* Begin *
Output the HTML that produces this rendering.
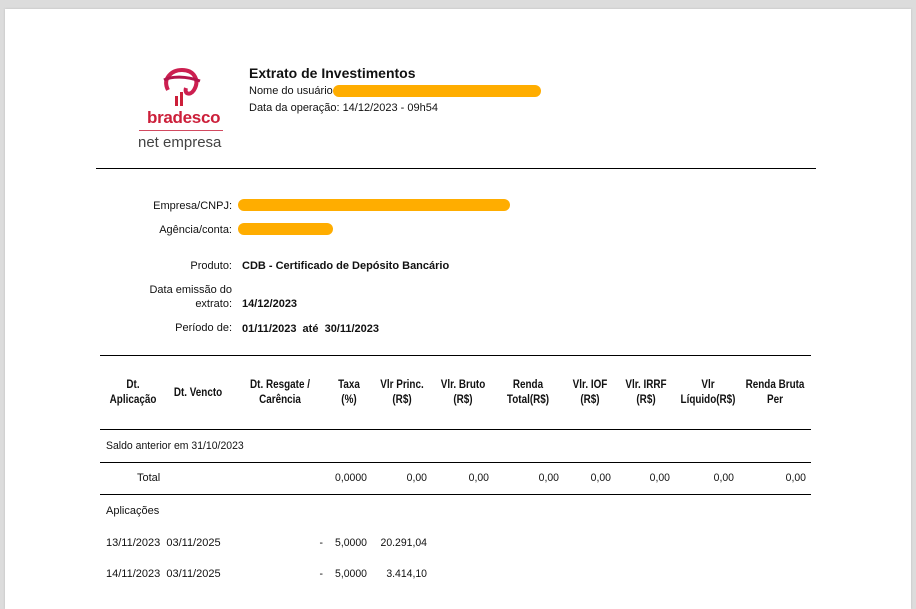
<!DOCTYPE html>
<html><head><meta charset="utf-8"><style>
body{margin:0;width:916px;height:597px;background:#dcdcdc;overflow:hidden;font-family:"Liberation Sans",Arial,sans-serif;color:#111}
#pg{position:absolute;left:5px;top:9px;width:906px;height:600px;background:#fff;box-shadow:0 0 2px #bbb}
.a{position:absolute;white-space:nowrap;font-size:11px}
.c{position:absolute;text-align:center;white-space:nowrap;font-size:11.5px;font-weight:bold;line-height:15px;transform:translateX(-50%) scaleX(.86)}
.r{position:absolute;white-space:nowrap;font-size:11px;transform:translateX(-100%) scaleX(.95);transform-origin:right}
.hl{position:absolute;height:1px;background:#000}
.o{position:absolute;background:#ffad00;border-radius:6px;height:12px}
.l{position:absolute;font-size:11px;text-align:right;white-space:nowrap}
</style></head><body>
<div id="pg"></div>
<svg style="position:absolute;left:160px;top:66px" width="46" height="42" viewBox="0 0 46 42">
<path d="M8 24 C2 12 12 4 22 4 C34 4 40 14 34 24 C30 30 24 28 26 22" fill="none" stroke="#cc1f50" stroke-width="4"/>
<path d="M4 14 C12 10 26 10 40 15" fill="none" stroke="#b3144a" stroke-width="3"/>
<rect x="15" y="30" width="3" height="10" fill="#cc1f3a"/><rect x="20" y="26" width="3" height="14" fill="#cc1f3a"/>
</svg>
<div class="a" style="left:147px;top:108px;font-size:17px;font-weight:bold;color:#cc1f3a;letter-spacing:-.3px">bradesco</div>
<div style="position:absolute;left:139px;top:130px;width:84px;height:1px;background:#d24a60"></div>
<div class="a" style="left:138px;top:134px;font-size:15px;color:#444">net empresa</div>
<div class="a" style="left:249px;top:65px;font-size:14px;font-weight:bold">Extrato de Investimentos</div>
<div class="a" style="left:249px;top:85px">Nome do usuário</div>
<div class="o" style="left:333px;top:85px;width:208px"></div>
<div class="a" style="left:249px;top:102px">Data da operação: 14/12/2023 - 09h54</div>
<div class="hl" style="left:96px;top:168px;width:720px"></div>
<div class="l" style="right:684px;top:200px">Empresa/CNPJ:</div>
<div class="o" style="left:238px;top:199px;width:272px"></div>
<div class="l" style="right:684px;top:224px">Agência/conta:</div>
<div class="o" style="left:238px;top:223px;width:95px"></div>
<div class="l" style="right:684px;top:260px">Produto:</div>
<div class="a" style="left:242px;top:260px;font-weight:bold">CDB - Certificado de Depósito Bancário</div>
<div class="l" style="right:684px;top:283px;line-height:14px">Data emissão do<br>extrato:</div>
<div class="a" style="left:242px;top:298px;font-weight:bold">14/12/2023</div>
<div class="l" style="right:684px;top:322px">Período de:</div>
<div class="a" style="left:242px;top:323px;font-weight:bold">01/11/2023 &nbsp;até &nbsp;30/11/2023</div>
<div class="hl" style="left:100px;top:355px;width:711px"></div>
<div class="c" style="left:133px;top:378px">Dt.<br>Aplicação</div>
<div class="c" style="left:198px;top:386px">Dt. Vencto</div>
<div class="c" style="left:280px;top:378px">Dt. Resgate /<br>Carência</div>
<div class="c" style="left:349px;top:378px">Taxa<br>(%)</div>
<div class="c" style="left:402px;top:378px">Vlr Princ.<br>(R$)</div>
<div class="c" style="left:463px;top:378px">Vlr. Bruto<br>(R$)</div>
<div class="c" style="left:528px;top:378px">Renda<br>Total(R$)</div>
<div class="c" style="left:590px;top:378px">Vlr. IOF<br>(R$)</div>
<div class="c" style="left:646px;top:378px">Vlr. IRRF<br>(R$)</div>
<div class="c" style="left:708px;top:378px">Vlr<br>Líquido(R$)</div>
<div class="c" style="left:775px;top:378px">Renda Bruta<br>Per</div>
<div class="hl" style="left:100px;top:429px;width:711px"></div>
<div class="a" style="left:106px;top:440px;transform:scaleX(.95);transform-origin:left">Saldo anterior em 31/10/2023</div>
<div class="hl" style="left:100px;top:462px;width:711px"></div>
<div class="a" style="left:137px;top:472px">Total</div>
<div class="r" style="left:367px;top:472px">0,0000</div>
<div class="r" style="left:427px;top:472px">0,00</div>
<div class="r" style="left:489px;top:472px">0,00</div>
<div class="r" style="left:559px;top:472px">0,00</div>
<div class="r" style="left:611px;top:472px">0,00</div>
<div class="r" style="left:670px;top:472px">0,00</div>
<div class="r" style="left:734px;top:472px">0,00</div>
<div class="r" style="left:806px;top:472px">0,00</div>
<div class="hl" style="left:100px;top:494px;width:711px"></div>
<div class="a" style="left:106px;top:505px">Aplicações</div>
<div class="a" style="left:106px;top:537px">13/11/2023 &nbsp;03/11/2025</div>
<div class="r" style="left:323px;top:537px">-</div>
<div class="r" style="left:367px;top:537px">5,0000</div>
<div class="r" style="left:427px;top:537px">20.291,04</div>
<div class="a" style="left:106px;top:568px">14/11/2023 &nbsp;03/11/2025</div>
<div class="r" style="left:323px;top:568px">-</div>
<div class="r" style="left:367px;top:568px">5,0000</div>
<div class="r" style="left:427px;top:568px">3.414,10</div>
</body></html>
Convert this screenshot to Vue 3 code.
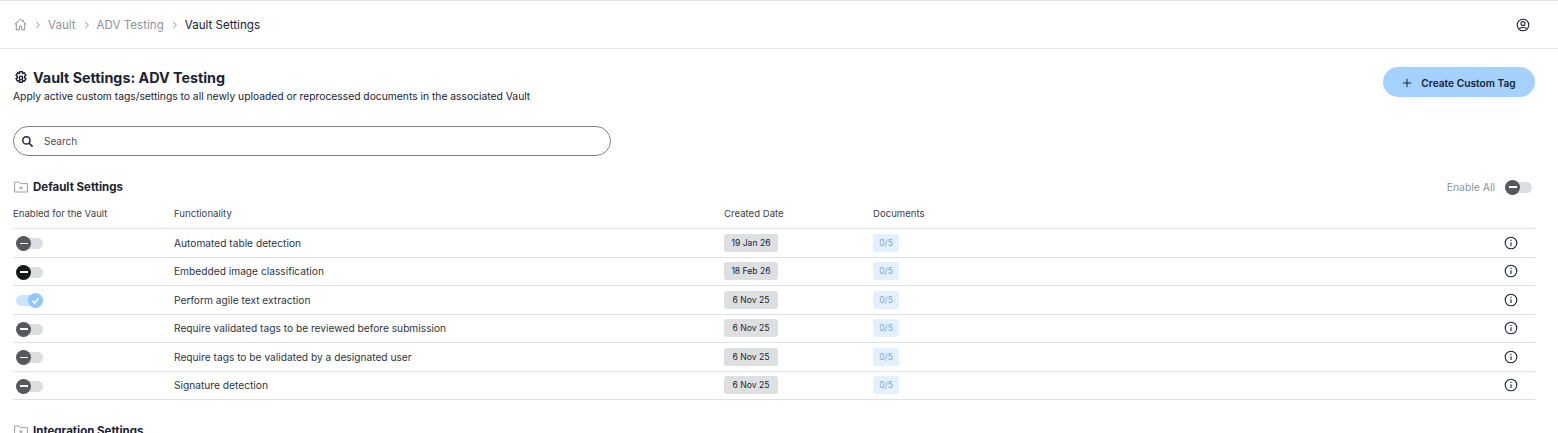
* End *
• [PROBLEM DESCRIPTION] Omit every image. Quote each record exactly.

• [ANSWER FOR THE TASK]
Output the HTML that produces this rendering.
<!DOCTYPE html>
<html><head><meta charset="utf-8"><style>
body{margin:0;width:916px;height:597px;background:#dcdcdc;overflow:hidden;font-family:"Liberation Sans",Arial,sans-serif;color:#111}
#pg{position:absolute;left:5px;top:9px;width:906px;height:600px;background:#fff;box-shadow:0 0 2px #bbb}
.a{position:absolute;white-space:nowrap;font-size:11px}
.c{position:absolute;text-align:center;white-space:nowrap;font-size:11.5px;font-weight:bold;line-height:15px;transform:translateX(-50%) scaleX(.86)}
.r{position:absolute;white-space:nowrap;font-size:11px;transform:translateX(-100%) scaleX(.95);transform-origin:right}
.hl{position:absolute;height:1px;background:#000}
.o{position:absolute;background:#ffad00;border-radius:6px;height:12px}
.l{position:absolute;font-size:11px;text-align:right;white-space:nowrap}
</style></head><body>
<div id="pg"></div>
<svg style="position:absolute;left:160px;top:66px" width="46" height="42" viewBox="0 0 46 42">
<path d="M8 24 C2 12 12 4 22 4 C34 4 40 14 34 24 C30 30 24 28 26 22" fill="none" stroke="#cc1f50" stroke-width="4"/>
<path d="M4 14 C12 10 26 10 40 15" fill="none" stroke="#b3144a" stroke-width="3"/>
<rect x="15" y="30" width="3" height="10" fill="#cc1f3a"/><rect x="20" y="26" width="3" height="14" fill="#cc1f3a"/>
</svg>
<div class="a" style="left:147px;top:108px;font-size:17px;font-weight:bold;color:#cc1f3a;letter-spacing:-.3px">bradesco</div>
<div style="position:absolute;left:139px;top:130px;width:84px;height:1px;background:#d24a60"></div>
<div class="a" style="left:138px;top:134px;font-size:15px;color:#444">net empresa</div>
<div class="a" style="left:249px;top:65px;font-size:14px;font-weight:bold">Extrato de Investimentos</div>
<div class="a" style="left:249px;top:85px">Nome do usuário</div>
<div class="o" style="left:333px;top:85px;width:208px"></div>
<div class="a" style="left:249px;top:102px">Data da operação: 14/12/2023 - 09h54</div>
<div class="hl" style="left:96px;top:168px;width:720px"></div>
<div class="l" style="right:684px;top:200px">Empresa/CNPJ:</div>
<div class="o" style="left:238px;top:199px;width:272px"></div>
<div class="l" style="right:684px;top:224px">Agência/conta:</div>
<div class="o" style="left:238px;top:223px;width:95px"></div>
<div class="l" style="right:684px;top:260px">Produto:</div>
<div class="a" style="left:242px;top:260px;font-weight:bold">CDB - Certificado de Depósito Bancário</div>
<div class="l" style="right:684px;top:283px;line-height:14px">Data emissão do<br>extrato:</div>
<div class="a" style="left:242px;top:298px;font-weight:bold">14/12/2023</div>
<div class="l" style="right:684px;top:322px">Período de:</div>
<div class="a" style="left:242px;top:323px;font-weight:bold">01/11/2023 &nbsp;até &nbsp;30/11/2023</div>
<div class="hl" style="left:100px;top:355px;width:711px"></div>
<div class="c" style="left:133px;top:378px">Dt.<br>Aplicação</div>
<div class="c" style="left:198px;top:386px">Dt. Vencto</div>
<div class="c" style="left:280px;top:378px">Dt. Resgate /<br>Carência</div>
<div class="c" style="left:349px;top:378px">Taxa<br>(%)</div>
<div class="c" style="left:402px;top:378px">Vlr Princ.<br>(R$)</div>
<div class="c" style="left:463px;top:378px">Vlr. Bruto<br>(R$)</div>
<div class="c" style="left:528px;top:378px">Renda<br>Total(R$)</div>
<div class="c" style="left:590px;top:378px">Vlr. IOF<br>(R$)</div>
<div class="c" style="left:646px;top:378px">Vlr. IRRF<br>(R$)</div>
<div class="c" style="left:708px;top:378px">Vlr<br>Líquido(R$)</div>
<div class="c" style="left:775px;top:378px">Renda Bruta<br>Per</div>
<div class="hl" style="left:100px;top:429px;width:711px"></div>
<div class="a" style="left:106px;top:440px;transform:scaleX(.95);transform-origin:left">Saldo anterior em 31/10/2023</div>
<div class="hl" style="left:100px;top:462px;width:711px"></div>
<div class="a" style="left:137px;top:472px">Total</div>
<div class="r" style="left:367px;top:472px">0,0000</div>
<div class="r" style="left:427px;top:472px">0,00</div>
<div class="r" style="left:489px;top:472px">0,00</div>
<div class="r" style="left:559px;top:472px">0,00</div>
<div class="r" style="left:611px;top:472px">0,00</div>
<div class="r" style="left:670px;top:472px">0,00</div>
<div class="r" style="left:734px;top:472px">0,00</div>
<div class="r" style="left:806px;top:472px">0,00</div>
<div class="hl" style="left:100px;top:494px;width:711px"></div>
<div class="a" style="left:106px;top:505px">Aplicações</div>
<div class="a" style="left:106px;top:537px">13/11/2023 &nbsp;03/11/2025</div>
<div class="r" style="left:323px;top:537px">-</div>
<div class="r" style="left:367px;top:537px">5,0000</div>
<div class="r" style="left:427px;top:537px">20.291,04</div>
<div class="a" style="left:106px;top:568px">14/11/2023 &nbsp;03/11/2025</div>
<div class="r" style="left:323px;top:568px">-</div>
<div class="r" style="left:367px;top:568px">5,0000</div>
<div class="r" style="left:427px;top:568px">3.414,10</div>
</body></html>
Convert this screenshot to Vue 3 code.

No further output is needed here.